Polis, otuz yıldır süren PKK eylemlerine bile bu şiddetle müdahale ettirilmemiştir.
Ellerinde bu ülkenin bayrağını taşıyan, devletin “T.C” olan adının değiştirilmesine karşı çıktıkları için orantısız güç kullanan polis saldırılarına maruz bırakılmıştır.

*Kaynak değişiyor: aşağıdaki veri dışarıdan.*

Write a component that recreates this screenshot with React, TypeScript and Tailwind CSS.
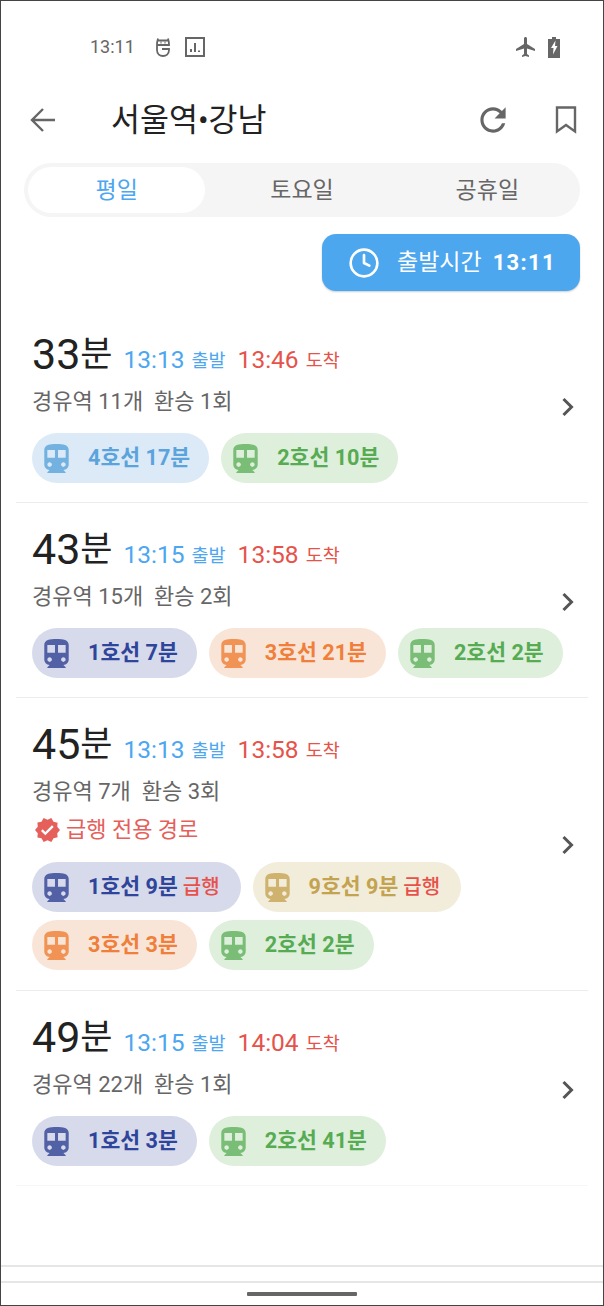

Amerika ve Avrupa birliğinin açık destekleriyle iktidar edilen AKP hükumetinin ülkemizin topraklarını, kamu kurum ve kuruluşlarını tek tek tabancılara satan siyasetlerine ellerinde bu devletin resmi bayraklarıyla “Tam Bağımsız Türkiye” diyen insanları tutuklanmış, hapislere tıkılmış, suçları hakkında iddianame bile hazırlanmadan yıllarca suçlarını bilmeden hapsedilmiştir.
 
   “Yargı bana engel oluyor, hükumetin uygulamalarını engelliyor” gibi bahanelerle yargı kurumlarının başlarına kendi yandaşlarını geçirmiş, yargıyı sadece hükumetin icraatlarını aklayan, başta başbakan olmak üzere siyasi yandaşlarını koruyan kurum haline getirmiştir.
Her gün çıkardığı sözde “uyum yasalarıyla” çalışan işçi ve memurların hak ve özgürlüklerini kırpmış, köleleştirmiştir. Emekçi, özgürlük düşmanı olduğunu kanıtlamıştır.
Ortaçağ köleciliğini özendiren yayınlar yaparak halkı karanlık ortaçağ şartlarında yaşamaya zorlamaktadır.
Kendi yaptıklarını eleştiren köşe yazarından internette eleştiren lise öğrencilere kadar herkesi tutuklatıp yargı önünde mahkûm ettirmiştir.
Avrupa Birliği uyum yasalarıyla olsun, çağdaş hukuk devleti gereği olmak amacıyla olsun geçmişte verilmiş bir hak olan toplantı ve gösteri yürüyüşleri yasalarını iptal etmiş, kendi aleyhinde olacak hiçbir basın açıklamasından mitinge, köşe yazısından görsel medya yayınına izin vermemiş, bütün basını etkisi altına almıştır.
 
Son 36 saattir İstanbul’dan Ankara’ya ve ardından bütün yurda yayılarak devam eden İstanbul’a destek eylemlerinde yüzlerce yaralı ve yoğun bakıma alınmış insanlar varken haber kanalları dahi yemek, moda, vahşi yaşam belgeselleri yayınlamaktadır. Bu hükumet korkusundan halkının hükumetçe sindirildiği baskılara gözlerini kapayan böyle bir basın örneği ilk kez yaşanmaktadır.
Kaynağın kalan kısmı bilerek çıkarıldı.